• Exercise task: Reproduce the data below in full and exclude every picture.

|---|

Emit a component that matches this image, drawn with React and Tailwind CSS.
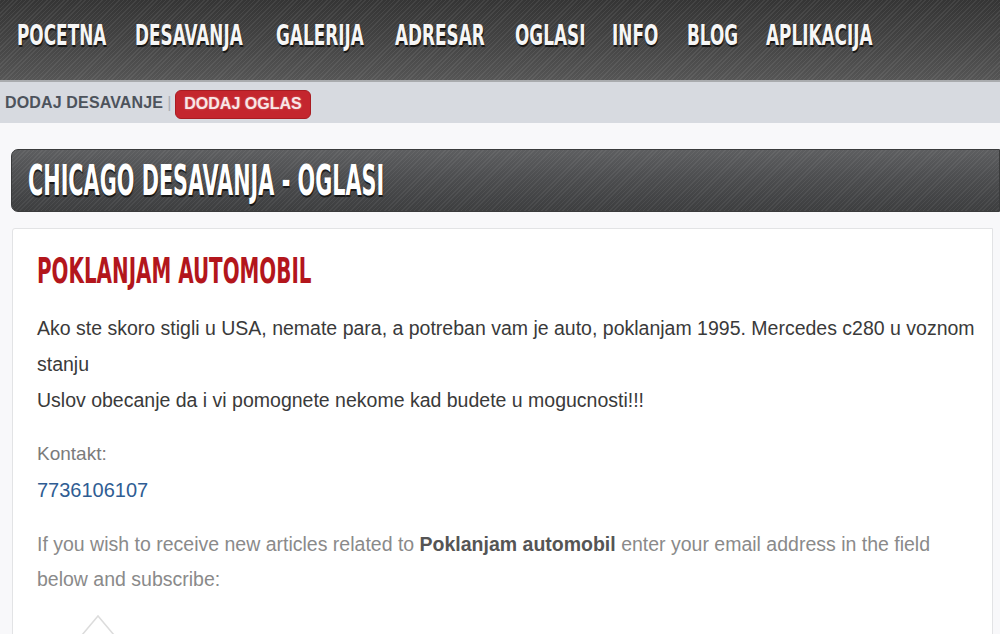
import React from "react";

const COND = "font-['DejaVu_Sans_Condensed','Liberation_Sans_Narrow',sans-serif] font-bold";

function Cond({ box, inner, children }) {
  return (
    <span className={`inline-block whitespace-nowrap ${box}`}>
      <span className={`inline-block origin-left ${inner}`}>{children}</span>
    </span>
  );
}

const NAV = [
  ["POCETNA", "w-[87px]"],
  ["DESAVANJA", "w-[110px]"],
  ["GALERIJA", "w-[88px]"],
  ["ADRESAR", "w-[89px]"],
  ["OGLASI", "w-[66px]"],
  ["INFO", "w-[44px]"],
  ["BLOG", "w-[48px]"],
  ["APLIKACIJA", "w-[107px]"],
];

export default function App() {
  return (
    <div className="w-[1000px] h-[634px] overflow-hidden bg-[#f8f8fa] font-['Liberation_Sans',Arial,sans-serif]">
      {/* top nav */}
      <nav className="h-[82px] border-b-2 border-[#a9abae] bg-[image:repeating-linear-gradient(135deg,rgba(255,255,255,0.07)_0_1px,transparent_1px_3px),linear-gradient(180deg,#353535_0%,#454545_55%,#555555_100%)]">
        <ul className="flex gap-[31px] pl-[17px] pt-[22px]">
          {NAV.map(([label, w]) => (
            <li key={label} className={`${COND} text-[28px] leading-[28px] text-[#f6f6f6] [text-shadow:1px_2px_1px_rgba(0,0,0,0.75)]`}>
              <Cond box={w} inner="scale-x-[0.67]">{label}</Cond>
            </li>
          ))}
        </ul>
      </nav>

      {/* sub bar */}
      <div className="h-[41px] bg-[#d7dae0] flex items-center pl-[5px] text-[16px] font-bold">
        <span className="text-[#4d535c] tracking-[0.15px]">DODAJ DESAVANJE</span>
        <span className="text-[#a9aeb5] font-normal mx-[4px]">|</span>
        <span className="mt-[3px] h-[29px] px-[8px] flex items-center rounded-[6px] bg-[#c4262e] border border-[#a91c22] text-[#f8e6e6] [text-shadow:0_0_2px_rgba(255,255,255,0.4)]">
          DODAJ OGLAS
        </span>
      </div>

      {/* title bar */}
      <div className="mt-[26px] ml-[11px] h-[63px] rounded-l-[7px] border border-[#3a3b3c] flex items-center pl-[16px] bg-[image:repeating-linear-gradient(135deg,rgba(255,255,255,0.06)_0_1px,transparent_1px_3px),linear-gradient(180deg,#5d5e60_0%,#4b4c4e_50%,#3d3e3f_100%)]">
        <h1 className={`${COND} text-[42px] leading-[42px] text-white [text-shadow:1px_2px_1px_rgba(0,0,0,0.7)]`}>
          <Cond box="w-[360px]" inner="scale-x-[0.55]">CHICAGO DESAVANJA - OGLASI</Cond>
        </h1>
      </div>

      {/* card */}
      <div className="mt-[16px] ml-[12px] mr-[7px] h-[420px] bg-white border border-[#e2e3e5] rounded-tl-[3px] pt-[22px] pl-[24px] pr-[8px]">
        <h2 className={`${COND} text-[35px] leading-[40px] text-[#b3161c]`}>
          <Cond box="w-[280px]" inner="scale-x-[0.632]">POKLANJAM AUTOMOBIL</Cond>
        </h2>
        <p className="mt-[19px] text-[19.5px] leading-[36px] text-[#3a3a3a]">
          Ako ste skoro stigli u USA, nemate para, a potreban vam je auto, poklanjam 1995. Mercedes c280 u voznom stanju
          <br />
          Uslov obecanje da i vi pomognete nekome kad budete u mogucnosti!!!
        </p>
        <p className="mt-[18px] text-[19px] leading-[36px] text-[#7b7b7b]">Kontakt:</p>
        <p className="text-[20px] leading-[36px] text-[#2f5d93]">7736106107</p>
        <p className="mt-[19px] text-[19.5px] leading-[35px] text-[#8a8a8a]">
          If you wish to receive new articles related to <b className="text-[#555]">Poklanjam automobil</b> enter your email address in the field
          <br />
          below and subscribe:
        </p>
        <svg className="mt-[16px] ml-[43px]" width="40" height="24" viewBox="0 0 40 24">
          <polyline points="2,22 18,3 34,22" fill="none" stroke="#dcdcdc" strokeWidth="1.5" />
        </svg>
      </div>
    </div>
  );
}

|---|

• Result of this task:
Emit a component that matches this image, drawn with React and Tailwind CSS.
import React from "react";

const COND = "font-['DejaVu_Sans_Condensed','Liberation_Sans_Narrow',sans-serif] font-bold";

function Cond({ box, inner, children }) {
  return (
    <span className={`inline-block whitespace-nowrap ${box}`}>
      <span className={`inline-block origin-left ${inner}`}>{children}</span>
    </span>
  );
}

const NAV = [
  ["POCETNA", "w-[87px]"],
  ["DESAVANJA", "w-[110px]"],
  ["GALERIJA", "w-[88px]"],
  ["ADRESAR", "w-[89px]"],
  ["OGLASI", "w-[66px]"],
  ["INFO", "w-[44px]"],
  ["BLOG", "w-[48px]"],
  ["APLIKACIJA", "w-[107px]"],
];

export default function App() {
  return (
    <div className="w-[1000px] h-[634px] overflow-hidden bg-[#f8f8fa] font-['Liberation_Sans',Arial,sans-serif]">
      {/* top nav */}
      <nav className="h-[82px] border-b-2 border-[#a9abae] bg-[image:repeating-linear-gradient(135deg,rgba(255,255,255,0.07)_0_1px,transparent_1px_3px),linear-gradient(180deg,#353535_0%,#454545_55%,#555555_100%)]">
        <ul className="flex gap-[31px] pl-[17px] pt-[22px]">
          {NAV.map(([label, w]) => (
            <li key={label} className={`${COND} text-[28px] leading-[28px] text-[#f6f6f6] [text-shadow:1px_2px_1px_rgba(0,0,0,0.75)]`}>
              <Cond box={w} inner="scale-x-[0.67]">{label}</Cond>
            </li>
          ))}
        </ul>
      </nav>

      {/* sub bar */}
      <div className="h-[41px] bg-[#d7dae0] flex items-center pl-[5px] text-[16px] font-bold">
        <span className="text-[#4d535c] tracking-[0.15px]">DODAJ DESAVANJE</span>
        <span className="text-[#a9aeb5] font-normal mx-[4px]">|</span>
        <span className="mt-[3px] h-[29px] px-[8px] flex items-center rounded-[6px] bg-[#c4262e] border border-[#a91c22] text-[#f8e6e6] [text-shadow:0_0_2px_rgba(255,255,255,0.4)]">
          DODAJ OGLAS
        </span>
      </div>

      {/* title bar */}
      <div className="mt-[26px] ml-[11px] h-[63px] rounded-l-[7px] border border-[#3a3b3c] flex items-center pl-[16px] bg-[image:repeating-linear-gradient(135deg,rgba(255,255,255,0.06)_0_1px,transparent_1px_3px),linear-gradient(180deg,#5d5e60_0%,#4b4c4e_50%,#3d3e3f_100%)]">
        <h1 className={`${COND} text-[42px] leading-[42px] text-white [text-shadow:1px_2px_1px_rgba(0,0,0,0.7)]`}>
          <Cond box="w-[360px]" inner="scale-x-[0.55]">CHICAGO DESAVANJA - OGLASI</Cond>
        </h1>
      </div>

      {/* card */}
      <div className="mt-[16px] ml-[12px] mr-[7px] h-[420px] bg-white border border-[#e2e3e5] rounded-tl-[3px] pt-[22px] pl-[24px] pr-[8px]">
        <h2 className={`${COND} text-[35px] leading-[40px] text-[#b3161c]`}>
          <Cond box="w-[280px]" inner="scale-x-[0.632]">POKLANJAM AUTOMOBIL</Cond>
        </h2>
        <p className="mt-[19px] text-[19.5px] leading-[36px] text-[#3a3a3a]">
          Ako ste skoro stigli u USA, nemate para, a potreban vam je auto, poklanjam 1995. Mercedes c280 u voznom stanju
          <br />
          Uslov obecanje da i vi pomognete nekome kad budete u mogucnosti!!!
        </p>
        <p className="mt-[18px] text-[19px] leading-[36px] text-[#7b7b7b]">Kontakt:</p>
        <p className="text-[20px] leading-[36px] text-[#2f5d93]">7736106107</p>
        <p className="mt-[19px] text-[19.5px] leading-[35px] text-[#8a8a8a]">
          If you wish to receive new articles related to <b className="text-[#555]">Poklanjam automobil</b> enter your email address in the field
          <br />
          below and subscribe:
        </p>
        <svg className="mt-[16px] ml-[43px]" width="40" height="24" viewBox="0 0 40 24">
          <polyline points="2,22 18,3 34,22" fill="none" stroke="#dcdcdc" strokeWidth="1.5" />
        </svg>
      </div>
    </div>
  );
}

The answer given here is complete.